Original Released on LP Island ILPS 9127
(UK, May 1970)

No matter how successful their debut was, King Crimson was a band close to a full break up in 1970. Most of the members from the debut had already left, but Greg Lake stayed long enough to complete the vocal-tracks for most of the songs on "In the Wake of Poseidon" before he went to join Emerson, Lake and Palmer. Among the new members of the band were keyboardist Keith Tippett and the well-known saxophonist/flutist Mel Collins. The album became structurally and musically very similar to the debut, but that album was so good that we surely can take it a second time too! "Pictures of a City" is this album's "21st Century Schizoid Man", but with a funkier sax-riff and more float in the vocal-parts. The title-track is a really beautiful, mellotron-driven symphonic progressive rock track, and sounds like a cross of "Epitaph" and the title-track from the previous record. "Cadence and Cascade" was much in the same vein as "I Talk to the Wind" but the voice of new singer Gordon Haskell made it at least sound a little bit different.
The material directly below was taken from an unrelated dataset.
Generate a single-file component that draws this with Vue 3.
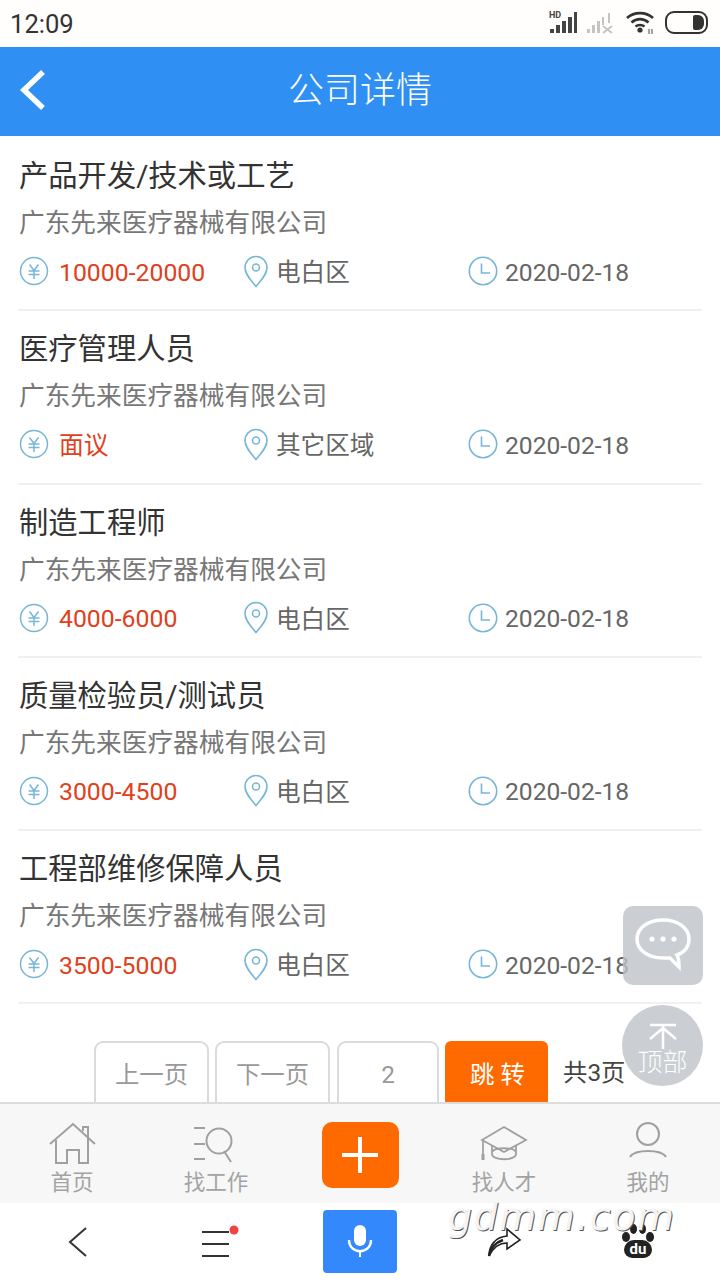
<template>
  <div class="page">
    <div class="status">
      <span class="time">12:09</span>
      <div class="status-icons">
        <svg class="sig" width="29" height="24" viewBox="0 0 29 24">
          <text x="0" y="8" font-size="9" font-weight="700" font-family="Roboto, sans-serif" fill="#444">HD</text>
          <path d="M1 19h4v4H1zM7 15h4v8H7zM13 11h4v12h-4zM19 7h4v16h-4zM25 2h3v21h-3z" fill="#444" />
        </svg>
        <svg class="sig" width="29" height="24" viewBox="0 0 29 24">
          <path d="M1 19h3v4H1zM6 15h3v8H6zM11 11h3v12h-3zM16 7h2v8h-2zM22 3h2v10h-2z" fill="#c4c4c4" />
          <path d="M17 16l9 7M26 16l-9 7" stroke="#c4c4c4" stroke-width="2" />
        </svg>
        <svg class="wifi" width="30" height="24" viewBox="0 0 30 24">
          <path d="M2 8c7-6.500 19-6.500 26 0M6.500 12.500c5-4.500 12-4.500 17 0M10.500 16.500c2.500-2 6.500-2 9 0" fill="none" stroke="#333" stroke-width="2.600" />
          <circle cx="15" cy="20" r="2.600" fill="#333" />
          <path d="M24 19v5M27 19v5" stroke="#444" stroke-width="1" />
        </svg>
        <div class="battery"><span></span></div>
      </div>
    </div>

    <header class="head">
      <svg class="head-back" width="30" height="44" viewBox="0 0 30 44">
        <path d="M25 4L6 22l19 18" fill="none" stroke="#fff" stroke-width="5.500" />
      </svg>
      <h1>公司详情</h1>
    </header>

    <main class="main">
      <div class="list">
        <div class="job" v-for="job in jobs" :key="job.title">
          <div class="job-title">{{ job.title }}</div>
          <div class="job-company">广东先来医疗器械有限公司</div>
          <div class="meta">
            <div class="meta-cell">
              <svg width="30" height="30" viewBox="0 0 30 30" fill="none" stroke="#78b6d8" stroke-width="1.500">
                <circle cx="15" cy="15" r="13.500" />
                <path d="M10.500 8.500L15 14.500l4.500-6M9.500 15h11M9.500 18.500h11M15 14.500V23" />
              </svg>
              <span class="salary" :class="{ cjk: job.salary === '面议' }">{{ job.salary }}</span>
            </div>
            <div class="meta-cell">
              <svg width="26" height="33" viewBox="0 0 26 33" fill="none" stroke="#78b6d8" stroke-width="1.600">
                <path d="M13 31.500C8 25 2 19.500 2 12.500a11 11 0 0 1 22 0c0 7-6 12.500-11 19z" />
                <circle cx="13" cy="12.500" r="3.500" />
              </svg>
              <span class="place cjk">{{ job.area }}</span>
            </div>
            <div class="meta-cell">
              <svg width="30" height="30" viewBox="0 0 30 30" fill="none" stroke="#78b6d8" stroke-width="1.600">
                <circle cx="15" cy="15" r="13.700" />
                <path d="M13.500 7.500V17H22" />
              </svg>
              <span class="place">2020-02-18</span>
            </div>
          </div>
        </div>
      </div>

      <div class="pager">
        <button class="pg pg-text">上一页</button>
        <button class="pg pg-text">下一页</button>
        <button class="pg pg-num">2</button>
        <button class="pg-go">跳 转</button>
        <span class="pg-total">共3页</span>
      </div>
    </main>

    <nav class="tabs">
      <div class="tab">
        <svg width="50" height="46" viewBox="0 0 50 46" fill="none" stroke="#a0a0a0" stroke-width="2">
          <path d="M3 23L26 3l22 20M36 10V6h5v11M9 19v23h11V29h12v13h9V16" />
        </svg>
        <span>首页</span>
      </div>
      <div class="tab">
        <svg width="50" height="46" viewBox="0 0 50 46" fill="none" stroke="#a0a0a0" stroke-width="2">
          <path d="M3 7h11M3 23h11M3 38h11M33 30l7 11" />
          <circle cx="28" cy="20" r="12.500" />
        </svg>
        <span>找工作</span>
      </div>
      <div class="tab">
        <div class="add">
          <svg width="38" height="38" viewBox="0 0 38 38"><path d="M19 1v36M1 19h36" stroke="#fff" stroke-width="4" /></svg>
        </div>
      </div>
      <div class="tab">
        <svg width="50" height="46" viewBox="0 0 50 46" fill="none" stroke="#a0a0a0" stroke-width="1.800">
          <path d="M3 19L25 6l22 13-22 12zM13 25v8c0 7 24 7 24 0v-8M13 31c3-5 21-5 24 0M4 20v13" />
          <rect x="2.500" y="33" width="3" height="6" fill="#a0a0a0" stroke="none" />
        </svg>
        <span>找人才</span>
      </div>
      <div class="tab">
        <svg width="50" height="46" viewBox="0 0 50 46" fill="none" stroke="#a0a0a0" stroke-width="2">
          <circle cx="25" cy="13" r="11" />
          <path d="M7 36c5-8 31-8 36 0" />
        </svg>
        <span>我的</span>
      </div>
    </nav>

    <div class="browser">
      <div class="b-cell">
        <svg class="b-back" width="20" height="32" viewBox="0 0 20 32"><path d="M18 2L2 16l16 14" fill="none" stroke="#333" stroke-width="2" /></svg>
      </div>
      <div class="b-cell">
        <svg class="b-menu" width="42" height="36" viewBox="0 0 42 36">
          <path d="M3 8h27M3 20h27M3 32h27" stroke="#333" stroke-width="2" />
          <circle cx="35" cy="6" r="4.500" fill="#ee4444" />
        </svg>
      </div>
      <div class="b-cell">
        <div class="mic">
          <svg width="26" height="34" viewBox="0 0 26 34" fill="#fff">
            <rect x="7" y="1" width="12" height="21" rx="6" />
            <path d="M2 16c0 15 22 15 22 0" fill="none" stroke="#fff" stroke-width="2.500" />
            <path d="M12 27h2v6h-2z" />
          </svg>
        </div>
      </div>
      <div class="b-cell">
        <svg class="b-share" width="36" height="32" viewBox="0 0 36 32" fill="none" stroke="#222" stroke-width="1.600">
          <path d="M2 30C2 20 8 11 20 10V3l13 11-13 9v-6C12 17 6 22 2 30z" />
          <path d="M2 30C3 24 7 17 16 14" stroke-width="2.400" />
        </svg>
      </div>
      <div class="b-cell">
        <div class="paw">
          <i class="toe t1"></i><i class="toe t2"></i><i class="toe t3"></i><i class="toe t4"></i>
          <span>du</span>
        </div>
      </div>
    </div>

    <div class="float-chat">
      <svg width="60" height="56" viewBox="0 0 60 56" fill="none" stroke="#fff" stroke-width="3.500">
        <path d="M30 3C15 3 4 11 4 22s11 19 26 19c3 0 5 0 7 0l9 9c0-4 0-9-2-12 8-3 12-9 12-16C56 11 45 3 30 3z" />
        <circle cx="19" cy="22" r="2.600" fill="#fff" stroke="none" />
        <circle cx="30" cy="22" r="2.600" fill="#fff" stroke="none" />
        <circle cx="41" cy="22" r="2.600" fill="#fff" stroke="none" />
      </svg>
    </div>
    <div class="float-top">
      <svg width="34" height="26" viewBox="0 0 34 26" fill="none" stroke="#fff" stroke-width="2.500">
        <path d="M4 2h26M17 2v24M17 5L4 16M17 5l13 11" />
      </svg>
      <span>顶部</span>
    </div>

    <div class="mark">gdmm.com</div>
  </div>
</template>

<script setup>
const jobs = [
  { title: '产品开发/技术或工艺', salary: '10000-20000', area: '电白区' },
  { title: '医疗管理人员', salary: '面议', area: '其它区域' },
  { title: '制造工程师', salary: '4000-6000', area: '电白区' },
  { title: '质量检验员/测试员', salary: '3000-4500', area: '电白区' },
  { title: '工程部维修保障人员', salary: '3500-5000', area: '电白区' },
];
</script>

<style>
html, body { margin: 0; padding: 0; background: #fff; }
</style>

<style scoped>
.page {
  position: relative;
  width: 720px;
  height: 1280px;
  overflow: hidden;
  display: flex;
  flex-direction: column;
  background: #fff;
  font-family: Roboto, "Noto Sans CJK SC", sans-serif;
}
.status {
  height: 47px;
  flex: none;
  display: flex;
  align-items: center;
  justify-content: space-between;
  padding: 0 12px 0 10px;
  background: #fffefc;
}
.time { font-size: 25.6px; color: #333; }
.status-icons { display: flex; align-items: center; gap: 8px; margin-bottom: 3px; }
.wifi { margin-left: 2px; }
.battery {
  width: 35px;
  height: 15px;
  margin-left: 2px;
  border: 2px solid #333;
  border-radius: 9px;
  display: flex;
  justify-content: flex-end;
  padding: 2px;
}
.battery span { width: 11px; background: #333; border-radius: 2px 6px 6px 2px; }

.head {
  position: relative;
  height: 89px;
  flex: none;
  box-sizing: border-box;
  padding-bottom: 9px;
  background: #2f8ff2;
  display: flex;
  align-items: center;
  justify-content: center;
}
.head h1 { margin: 0; font-size: 36px; font-weight: 300; color: #fff; }
.head-back { position: absolute; left: 18px; top: 21px; }

.main { flex: 1; overflow: hidden; min-height: 0; }
.list { margin: 2px 18px 0; }
.job {
  height: 173.25px;
  box-sizing: border-box;
  padding: 18px 0 0 1px;
  border-bottom: 2px solid #f0f0f0;
}
.job-title { font-size: 29.3px; line-height: 40px; color: #333; }
.job-company { font-size: 25.7px; line-height: 40px; margin-top: 7px; color: #777; }
.meta { display: grid; grid-template-columns: 224px 225px 1fr; margin-top: 9px; height: 40px; }
.meta-cell { display: flex; align-items: center; }
.meta-cell svg { flex: none; margin-bottom: 2px; }
.salary { margin-left: 10px; font-size: 24.8px; color: #e1401b; }
.place { margin-left: 7px; font-size: 24.6px; color: #666; }
.cjk { margin-bottom: 4px; }

.pager { display: flex; margin: 37px 0 0 94px; }
.pg {
  height: 72px;
  box-sizing: border-box;
  margin: 0 6px 0 0;
  padding: 0 0 10px;
  background: #fff;
  border: 2px solid #d8dcdf;
  border-radius: 9px;
  color: #999;
  font: inherit;
  font-size: 24.4px;
}
.pg-text { width: 115px; }
.pg-num { width: 102px; margin-left: 1px; padding-bottom: 6px; }
.pg-go {
  width: 103px;
  height: 72px;
  padding: 0 0 10px 2px;
  border: none;
  border-radius: 6px;
  background: #ff6a00;
  color: #fff;
  font: inherit;
  font-size: 24.4px;
}
.pg-total { margin-left: 15px; line-height: 64px; font-size: 24.4px; color: #444; }

.tabs {
  height: 101px;
  flex: none;
  box-sizing: border-box;
  border-top: 2px solid #dcdcdc;
  background: #f7f7f7;
  display: grid;
  grid-template-columns: repeat(5, 144px);
}
.tab {
  display: flex;
  flex-direction: column;
  align-items: center;
  padding-top: 17px;
  font-size: 21.500px;
  line-height: 30px;
  color: #a3a3a3;
}
.tab span { margin-top: 1px; }
.add {
  width: 77px;
  height: 66px;
  margin-top: 1px;
  border-radius: 10px;
  background: #ff6a00;
  display: flex;
  align-items: center;
  justify-content: center;
}

.browser {
  height: 77px;
  flex: none;
  background: #fff;
  display: grid;
  grid-template-columns: repeat(5, 144px);
}
.b-cell { display: flex; align-items: center; justify-content: center; }
.b-back { margin-left: 12px; }
.b-menu { margin-left: 7px; }
.b-share { margin-left: 2px; }
.mic {
  width: 74px;
  height: 63px;
  border-radius: 4px;
  margin-top: -1px;
  background: #3388fb;
  display: flex;
  align-items: center;
  justify-content: center;
}
.paw { position: relative; width: 32px; height: 34px; margin-left: -20px; margin-top: -2px; }
.paw span {
  position: absolute;
  left: 2px;
  bottom: 0;
  width: 28px;
  height: 18px;
  border-radius: 12px 12px 10px 10px;
  background: #222;
  color: #fff;
  font-size: 15px;
  font-weight: 700;
  line-height: 18px;
  text-align: center;
}
.toe { position: absolute; background: #222; border-radius: 50%; }
.t1 { left: 0; top: 8px; width: 8px; height: 10px; }
.t2 { left: 8px; top: 0; width: 7px; height: 10px; }
.t3 { left: 17px; top: 0; width: 7px; height: 10px; }
.t4 { right: 0; top: 8px; width: 8px; height: 10px; }

.float-chat {
  position: absolute;
  left: 623px;
  top: 906px;
  width: 80px;
  height: 79px;
  border-radius: 10px;
  background: rgba(190, 194, 199, 0.8);
  display: flex;
  align-items: center;
  justify-content: center;
  padding-bottom: 1px;
  box-sizing: border-box;
}
.float-top {
  position: absolute;
  left: 622px;
  top: 1005px;
  width: 81px;
  height: 81px;
  border-radius: 50%;
  background: rgba(190, 194, 199, 0.8);
  display: flex;
  flex-direction: column;
  align-items: center;
  padding-top: 18px;
  box-sizing: border-box;
}
.float-top span { margin-top: 2px; font-size: 25px; line-height: 24px; color: #fff; font-weight: 300; }

.mark {
  position: absolute;
  left: 448px;
  top: 1190px;
  font-family: "DejaVu Sans", sans-serif;
  font-style: italic;
  font-weight: 200;
  font-size: 38px;
  line-height: 54px;
  letter-spacing: 1.5px;
  color: #f4f4f4;
  text-shadow: 1px 1px 0 #555;
}
</style>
The cheerful and jazzy "Cat Food" and the very sinister instrumental "The Devil's Triangle" (based on "Mars" from Gustav Holt's "The Planets") was the only tracks where the band managed to do something that they already hadn't done on the debut. But, unlike many critics, I don't think this second album is inferior to "In The Court Of Crimson King". In fact, after all these years, I return more often to this album than his predecessor.